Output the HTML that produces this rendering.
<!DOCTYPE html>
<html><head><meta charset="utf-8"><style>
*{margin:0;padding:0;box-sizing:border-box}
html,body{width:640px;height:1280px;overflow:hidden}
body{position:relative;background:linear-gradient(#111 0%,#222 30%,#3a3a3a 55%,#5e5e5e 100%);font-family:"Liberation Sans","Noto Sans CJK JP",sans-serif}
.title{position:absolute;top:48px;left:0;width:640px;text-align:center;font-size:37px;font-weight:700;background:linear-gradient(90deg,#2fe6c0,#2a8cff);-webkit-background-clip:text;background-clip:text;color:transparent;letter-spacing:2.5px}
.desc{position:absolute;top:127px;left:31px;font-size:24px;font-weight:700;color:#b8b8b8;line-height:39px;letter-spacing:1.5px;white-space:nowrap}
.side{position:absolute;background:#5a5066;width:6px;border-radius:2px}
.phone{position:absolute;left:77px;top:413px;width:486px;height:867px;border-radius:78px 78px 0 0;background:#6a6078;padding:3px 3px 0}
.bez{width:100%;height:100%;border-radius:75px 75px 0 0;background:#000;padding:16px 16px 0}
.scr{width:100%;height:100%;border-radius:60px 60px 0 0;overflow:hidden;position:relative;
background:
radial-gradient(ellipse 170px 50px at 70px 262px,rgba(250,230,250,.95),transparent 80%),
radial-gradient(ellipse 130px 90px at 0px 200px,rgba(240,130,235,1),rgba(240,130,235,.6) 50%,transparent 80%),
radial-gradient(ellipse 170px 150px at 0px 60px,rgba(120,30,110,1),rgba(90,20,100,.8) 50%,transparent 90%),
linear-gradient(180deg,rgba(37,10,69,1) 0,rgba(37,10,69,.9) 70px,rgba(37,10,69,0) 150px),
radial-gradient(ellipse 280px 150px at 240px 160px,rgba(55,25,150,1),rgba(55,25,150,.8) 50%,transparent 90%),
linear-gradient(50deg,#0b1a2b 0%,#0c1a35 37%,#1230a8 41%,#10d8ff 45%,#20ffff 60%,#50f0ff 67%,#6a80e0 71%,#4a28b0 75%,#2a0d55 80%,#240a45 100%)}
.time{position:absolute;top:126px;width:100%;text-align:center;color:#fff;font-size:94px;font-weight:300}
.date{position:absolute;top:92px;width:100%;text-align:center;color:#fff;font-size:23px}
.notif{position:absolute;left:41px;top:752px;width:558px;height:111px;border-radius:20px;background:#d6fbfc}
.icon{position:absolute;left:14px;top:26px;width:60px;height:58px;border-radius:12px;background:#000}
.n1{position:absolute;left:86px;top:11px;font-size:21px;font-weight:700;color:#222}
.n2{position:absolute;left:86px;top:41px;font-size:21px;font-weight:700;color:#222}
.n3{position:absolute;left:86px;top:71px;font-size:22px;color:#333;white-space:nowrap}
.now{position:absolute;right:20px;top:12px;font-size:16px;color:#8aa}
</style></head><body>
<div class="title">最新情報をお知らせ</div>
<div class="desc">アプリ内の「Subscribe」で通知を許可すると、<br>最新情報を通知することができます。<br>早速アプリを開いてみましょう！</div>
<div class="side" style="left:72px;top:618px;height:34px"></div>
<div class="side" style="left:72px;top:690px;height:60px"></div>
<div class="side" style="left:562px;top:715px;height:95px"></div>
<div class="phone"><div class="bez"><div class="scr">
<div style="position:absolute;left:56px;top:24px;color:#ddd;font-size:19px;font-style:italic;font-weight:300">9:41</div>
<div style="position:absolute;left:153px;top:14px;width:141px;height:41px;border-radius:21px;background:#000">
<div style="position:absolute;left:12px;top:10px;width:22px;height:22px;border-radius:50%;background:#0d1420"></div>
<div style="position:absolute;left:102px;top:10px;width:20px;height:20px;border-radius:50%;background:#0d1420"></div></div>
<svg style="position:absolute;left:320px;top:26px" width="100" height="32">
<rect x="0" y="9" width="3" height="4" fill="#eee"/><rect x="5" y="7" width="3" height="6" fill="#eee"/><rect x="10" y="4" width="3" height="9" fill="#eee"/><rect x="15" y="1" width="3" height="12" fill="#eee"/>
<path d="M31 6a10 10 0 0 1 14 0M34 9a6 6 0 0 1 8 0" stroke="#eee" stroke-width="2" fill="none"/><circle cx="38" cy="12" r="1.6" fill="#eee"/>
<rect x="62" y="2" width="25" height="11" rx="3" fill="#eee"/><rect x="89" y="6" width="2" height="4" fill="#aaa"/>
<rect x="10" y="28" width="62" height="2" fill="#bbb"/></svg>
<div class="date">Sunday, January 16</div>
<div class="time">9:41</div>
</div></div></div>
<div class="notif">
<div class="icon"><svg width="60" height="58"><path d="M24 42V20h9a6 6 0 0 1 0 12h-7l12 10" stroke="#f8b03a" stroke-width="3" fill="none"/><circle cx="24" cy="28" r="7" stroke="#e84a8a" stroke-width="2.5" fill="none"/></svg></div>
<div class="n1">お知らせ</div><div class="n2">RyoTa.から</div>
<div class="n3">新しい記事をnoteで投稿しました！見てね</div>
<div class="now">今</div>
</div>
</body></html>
################
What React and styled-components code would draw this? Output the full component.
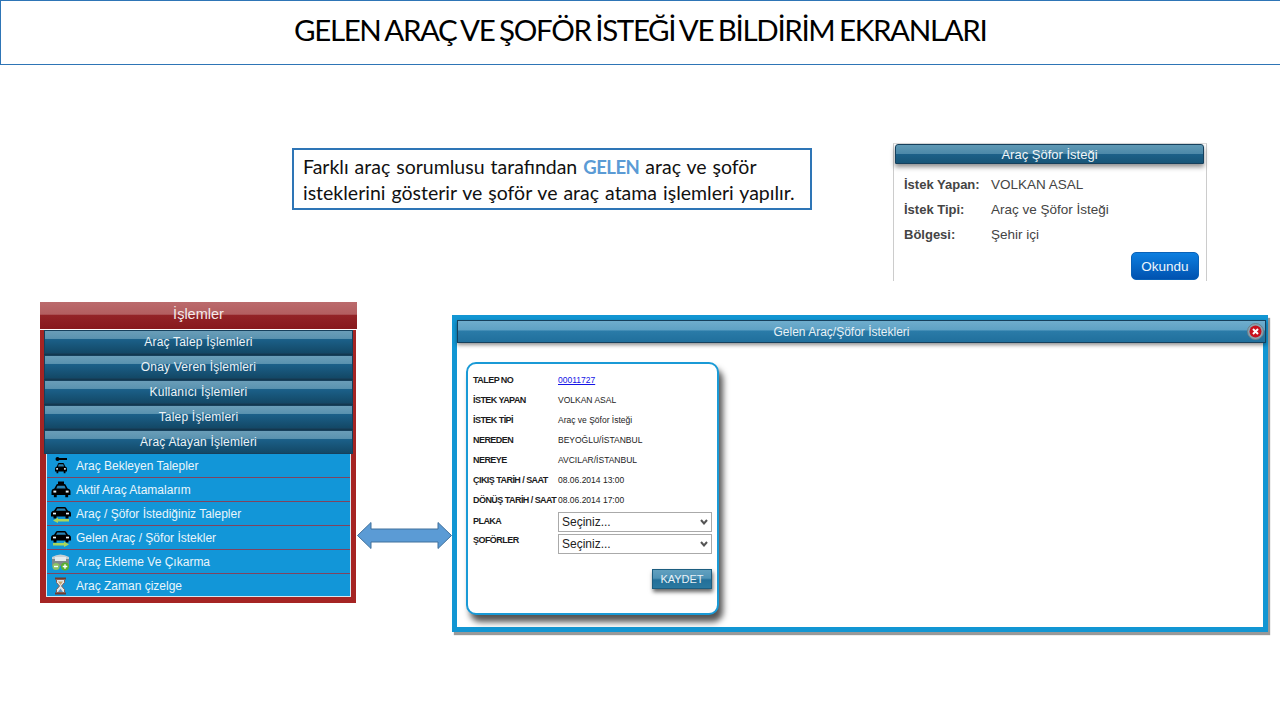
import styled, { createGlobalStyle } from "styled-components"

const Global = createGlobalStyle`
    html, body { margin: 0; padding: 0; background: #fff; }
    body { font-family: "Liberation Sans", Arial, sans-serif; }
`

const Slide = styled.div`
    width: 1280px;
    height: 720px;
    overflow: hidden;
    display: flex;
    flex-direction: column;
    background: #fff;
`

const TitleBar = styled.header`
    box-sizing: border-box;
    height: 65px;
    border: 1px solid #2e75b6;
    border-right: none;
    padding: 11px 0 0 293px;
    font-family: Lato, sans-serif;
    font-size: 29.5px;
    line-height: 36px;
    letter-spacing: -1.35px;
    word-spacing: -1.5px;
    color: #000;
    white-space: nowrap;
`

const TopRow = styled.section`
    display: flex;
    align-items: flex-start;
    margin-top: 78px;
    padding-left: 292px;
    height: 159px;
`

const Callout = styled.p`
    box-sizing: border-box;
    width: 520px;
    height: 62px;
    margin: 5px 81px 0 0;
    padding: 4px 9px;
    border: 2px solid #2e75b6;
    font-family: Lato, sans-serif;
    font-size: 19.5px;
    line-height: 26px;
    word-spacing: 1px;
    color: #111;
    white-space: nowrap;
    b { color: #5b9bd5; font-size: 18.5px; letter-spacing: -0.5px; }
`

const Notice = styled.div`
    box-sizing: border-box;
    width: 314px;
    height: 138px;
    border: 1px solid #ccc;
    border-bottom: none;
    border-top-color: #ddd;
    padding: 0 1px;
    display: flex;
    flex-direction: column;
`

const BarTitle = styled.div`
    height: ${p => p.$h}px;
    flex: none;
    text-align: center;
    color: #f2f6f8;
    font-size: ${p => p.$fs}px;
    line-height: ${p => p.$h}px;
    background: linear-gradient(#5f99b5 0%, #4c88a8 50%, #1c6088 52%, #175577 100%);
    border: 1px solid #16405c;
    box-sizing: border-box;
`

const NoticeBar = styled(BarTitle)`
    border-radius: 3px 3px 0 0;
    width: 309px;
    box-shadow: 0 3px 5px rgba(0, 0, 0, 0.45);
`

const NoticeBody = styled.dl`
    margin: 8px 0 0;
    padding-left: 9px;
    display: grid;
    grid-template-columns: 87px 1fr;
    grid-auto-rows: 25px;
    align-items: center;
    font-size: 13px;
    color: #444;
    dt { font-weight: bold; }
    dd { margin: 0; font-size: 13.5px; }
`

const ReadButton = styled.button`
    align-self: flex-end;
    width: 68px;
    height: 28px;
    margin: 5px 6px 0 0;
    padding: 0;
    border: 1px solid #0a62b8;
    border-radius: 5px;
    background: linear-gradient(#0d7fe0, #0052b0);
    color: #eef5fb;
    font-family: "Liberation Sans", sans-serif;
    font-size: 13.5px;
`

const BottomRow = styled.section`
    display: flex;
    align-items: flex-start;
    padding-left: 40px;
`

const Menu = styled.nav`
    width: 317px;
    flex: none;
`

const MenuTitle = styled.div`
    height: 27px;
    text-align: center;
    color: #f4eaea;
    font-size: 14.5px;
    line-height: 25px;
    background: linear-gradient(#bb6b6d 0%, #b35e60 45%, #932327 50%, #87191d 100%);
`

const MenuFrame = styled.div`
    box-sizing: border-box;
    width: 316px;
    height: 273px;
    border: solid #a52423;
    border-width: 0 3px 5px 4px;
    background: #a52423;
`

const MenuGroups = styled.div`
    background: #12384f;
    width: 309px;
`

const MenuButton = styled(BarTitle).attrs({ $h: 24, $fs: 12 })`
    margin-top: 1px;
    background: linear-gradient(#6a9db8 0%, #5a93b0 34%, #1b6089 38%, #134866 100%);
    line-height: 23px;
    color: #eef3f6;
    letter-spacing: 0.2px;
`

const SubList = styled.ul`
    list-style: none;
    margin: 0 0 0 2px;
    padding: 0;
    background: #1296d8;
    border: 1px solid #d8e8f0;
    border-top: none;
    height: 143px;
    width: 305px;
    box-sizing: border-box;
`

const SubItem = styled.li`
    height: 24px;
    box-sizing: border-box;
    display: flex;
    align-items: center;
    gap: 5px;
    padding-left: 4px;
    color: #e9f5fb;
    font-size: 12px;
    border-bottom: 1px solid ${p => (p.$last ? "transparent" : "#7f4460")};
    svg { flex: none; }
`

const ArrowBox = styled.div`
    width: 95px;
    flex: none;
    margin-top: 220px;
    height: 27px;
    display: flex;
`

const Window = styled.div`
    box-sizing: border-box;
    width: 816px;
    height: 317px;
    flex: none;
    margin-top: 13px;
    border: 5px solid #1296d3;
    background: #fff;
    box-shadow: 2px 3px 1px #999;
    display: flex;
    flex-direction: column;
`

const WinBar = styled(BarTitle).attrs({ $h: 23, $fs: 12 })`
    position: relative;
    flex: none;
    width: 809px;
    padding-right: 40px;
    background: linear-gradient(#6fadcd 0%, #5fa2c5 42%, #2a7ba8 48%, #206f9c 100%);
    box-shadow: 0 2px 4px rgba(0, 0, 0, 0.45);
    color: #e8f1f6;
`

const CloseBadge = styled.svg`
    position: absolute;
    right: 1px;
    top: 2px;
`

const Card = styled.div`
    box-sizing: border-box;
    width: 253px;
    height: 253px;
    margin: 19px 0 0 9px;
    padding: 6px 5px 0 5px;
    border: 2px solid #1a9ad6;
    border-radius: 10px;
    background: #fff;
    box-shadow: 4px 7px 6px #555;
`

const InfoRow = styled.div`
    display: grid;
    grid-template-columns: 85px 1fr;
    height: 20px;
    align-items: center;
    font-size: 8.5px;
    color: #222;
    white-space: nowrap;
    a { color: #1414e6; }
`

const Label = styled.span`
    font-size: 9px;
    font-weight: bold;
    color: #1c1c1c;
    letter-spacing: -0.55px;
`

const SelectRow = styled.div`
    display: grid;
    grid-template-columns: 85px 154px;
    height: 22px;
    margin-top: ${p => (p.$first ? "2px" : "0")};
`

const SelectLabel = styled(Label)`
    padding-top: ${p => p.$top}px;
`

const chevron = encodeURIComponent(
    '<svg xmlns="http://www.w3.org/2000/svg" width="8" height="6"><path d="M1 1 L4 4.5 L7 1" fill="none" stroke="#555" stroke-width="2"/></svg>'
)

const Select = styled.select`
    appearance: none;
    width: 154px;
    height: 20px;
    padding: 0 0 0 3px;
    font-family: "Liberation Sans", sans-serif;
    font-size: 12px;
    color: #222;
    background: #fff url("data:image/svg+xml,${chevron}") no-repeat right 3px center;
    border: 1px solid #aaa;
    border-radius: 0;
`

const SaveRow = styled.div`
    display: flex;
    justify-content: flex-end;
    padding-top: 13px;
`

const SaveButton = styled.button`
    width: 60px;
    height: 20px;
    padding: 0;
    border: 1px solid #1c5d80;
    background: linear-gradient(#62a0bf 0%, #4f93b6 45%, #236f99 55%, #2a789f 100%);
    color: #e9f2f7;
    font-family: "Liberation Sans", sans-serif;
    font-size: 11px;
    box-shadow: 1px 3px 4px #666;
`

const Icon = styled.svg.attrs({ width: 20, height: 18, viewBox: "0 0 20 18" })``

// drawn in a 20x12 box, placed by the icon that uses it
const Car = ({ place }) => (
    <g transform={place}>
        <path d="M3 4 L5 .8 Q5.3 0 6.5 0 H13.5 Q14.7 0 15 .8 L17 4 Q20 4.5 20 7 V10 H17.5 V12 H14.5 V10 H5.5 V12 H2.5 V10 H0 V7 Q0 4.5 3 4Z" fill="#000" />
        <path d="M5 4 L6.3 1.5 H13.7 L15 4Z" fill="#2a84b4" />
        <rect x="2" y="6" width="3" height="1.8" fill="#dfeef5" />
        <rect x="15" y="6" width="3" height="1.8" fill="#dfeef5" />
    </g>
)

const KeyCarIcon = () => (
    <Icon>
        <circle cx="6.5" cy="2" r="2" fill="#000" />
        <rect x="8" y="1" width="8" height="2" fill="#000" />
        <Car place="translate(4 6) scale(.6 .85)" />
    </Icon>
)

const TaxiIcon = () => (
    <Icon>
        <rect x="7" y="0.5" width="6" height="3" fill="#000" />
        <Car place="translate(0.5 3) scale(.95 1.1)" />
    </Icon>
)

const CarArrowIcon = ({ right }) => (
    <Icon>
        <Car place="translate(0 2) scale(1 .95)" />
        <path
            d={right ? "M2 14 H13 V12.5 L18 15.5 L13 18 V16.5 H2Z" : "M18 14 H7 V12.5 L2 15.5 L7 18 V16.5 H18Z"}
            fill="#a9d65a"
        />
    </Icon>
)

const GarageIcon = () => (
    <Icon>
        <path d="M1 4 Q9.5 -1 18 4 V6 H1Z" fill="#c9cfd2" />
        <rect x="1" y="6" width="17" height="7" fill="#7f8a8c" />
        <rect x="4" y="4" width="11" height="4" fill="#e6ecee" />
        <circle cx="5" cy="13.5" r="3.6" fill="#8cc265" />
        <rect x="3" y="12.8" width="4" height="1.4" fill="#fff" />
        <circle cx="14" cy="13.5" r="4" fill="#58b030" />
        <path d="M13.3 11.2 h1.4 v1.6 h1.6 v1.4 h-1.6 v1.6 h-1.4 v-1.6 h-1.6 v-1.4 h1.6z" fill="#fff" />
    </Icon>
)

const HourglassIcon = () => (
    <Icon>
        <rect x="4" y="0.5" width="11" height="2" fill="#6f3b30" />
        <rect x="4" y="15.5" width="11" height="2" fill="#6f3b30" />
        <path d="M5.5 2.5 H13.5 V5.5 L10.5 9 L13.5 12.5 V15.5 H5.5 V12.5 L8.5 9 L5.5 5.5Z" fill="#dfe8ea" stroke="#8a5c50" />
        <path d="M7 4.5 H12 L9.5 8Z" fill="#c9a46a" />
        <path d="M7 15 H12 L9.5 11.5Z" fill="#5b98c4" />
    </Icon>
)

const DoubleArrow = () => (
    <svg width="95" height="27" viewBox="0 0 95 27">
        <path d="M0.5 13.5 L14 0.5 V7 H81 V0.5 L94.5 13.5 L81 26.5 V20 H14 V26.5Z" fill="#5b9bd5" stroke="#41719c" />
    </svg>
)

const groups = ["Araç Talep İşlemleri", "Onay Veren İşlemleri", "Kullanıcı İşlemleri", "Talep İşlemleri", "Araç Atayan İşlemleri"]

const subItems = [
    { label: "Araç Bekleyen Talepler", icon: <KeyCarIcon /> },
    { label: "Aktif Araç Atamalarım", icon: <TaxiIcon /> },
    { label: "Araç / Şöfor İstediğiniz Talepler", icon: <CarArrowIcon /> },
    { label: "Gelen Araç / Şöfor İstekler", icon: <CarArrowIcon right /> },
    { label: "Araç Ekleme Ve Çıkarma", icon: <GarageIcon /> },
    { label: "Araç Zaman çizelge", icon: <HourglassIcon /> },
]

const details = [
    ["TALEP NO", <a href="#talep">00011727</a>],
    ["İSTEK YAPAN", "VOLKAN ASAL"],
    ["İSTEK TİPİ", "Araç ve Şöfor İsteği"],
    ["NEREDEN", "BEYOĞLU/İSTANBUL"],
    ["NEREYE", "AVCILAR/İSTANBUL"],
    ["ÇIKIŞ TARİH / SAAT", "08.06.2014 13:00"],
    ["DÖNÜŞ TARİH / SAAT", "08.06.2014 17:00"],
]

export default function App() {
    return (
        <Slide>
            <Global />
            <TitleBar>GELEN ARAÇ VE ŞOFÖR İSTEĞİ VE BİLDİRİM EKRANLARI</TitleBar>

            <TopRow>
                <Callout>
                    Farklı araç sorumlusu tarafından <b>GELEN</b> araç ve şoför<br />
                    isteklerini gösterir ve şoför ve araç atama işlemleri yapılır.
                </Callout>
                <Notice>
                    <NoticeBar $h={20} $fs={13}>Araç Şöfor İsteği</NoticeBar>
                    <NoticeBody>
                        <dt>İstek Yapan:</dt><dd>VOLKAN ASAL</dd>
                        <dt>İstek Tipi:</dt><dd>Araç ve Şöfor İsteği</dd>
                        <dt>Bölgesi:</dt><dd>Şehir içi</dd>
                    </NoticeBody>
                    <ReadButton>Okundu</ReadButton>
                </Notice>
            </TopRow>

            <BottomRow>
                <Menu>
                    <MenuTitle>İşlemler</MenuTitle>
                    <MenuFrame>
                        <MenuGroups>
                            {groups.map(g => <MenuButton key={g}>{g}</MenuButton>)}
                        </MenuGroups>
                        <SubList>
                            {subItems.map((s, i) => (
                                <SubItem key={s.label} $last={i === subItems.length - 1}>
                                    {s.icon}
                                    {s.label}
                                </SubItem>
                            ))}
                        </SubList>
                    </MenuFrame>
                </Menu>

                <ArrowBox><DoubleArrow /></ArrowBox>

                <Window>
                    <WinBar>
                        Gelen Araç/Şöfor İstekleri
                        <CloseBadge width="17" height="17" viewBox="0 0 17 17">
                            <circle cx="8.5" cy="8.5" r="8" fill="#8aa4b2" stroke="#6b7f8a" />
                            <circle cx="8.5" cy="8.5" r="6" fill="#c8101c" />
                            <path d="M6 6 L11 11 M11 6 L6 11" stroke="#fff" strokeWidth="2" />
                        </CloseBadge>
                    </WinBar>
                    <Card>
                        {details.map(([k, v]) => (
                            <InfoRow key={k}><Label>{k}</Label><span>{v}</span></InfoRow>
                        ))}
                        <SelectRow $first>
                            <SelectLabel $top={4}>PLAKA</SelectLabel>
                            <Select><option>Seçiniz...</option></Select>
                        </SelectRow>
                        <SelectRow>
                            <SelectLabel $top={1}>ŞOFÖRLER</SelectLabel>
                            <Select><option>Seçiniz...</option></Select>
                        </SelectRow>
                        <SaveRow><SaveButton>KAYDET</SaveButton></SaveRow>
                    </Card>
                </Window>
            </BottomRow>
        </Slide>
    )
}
################
■ What is asked ■
Extract all lines from the data in which "components" is found.

■ Task solution ■
What React and styled-components code would draw this? Output the full component.
import styled, { createGlobalStyle } from "styled-components"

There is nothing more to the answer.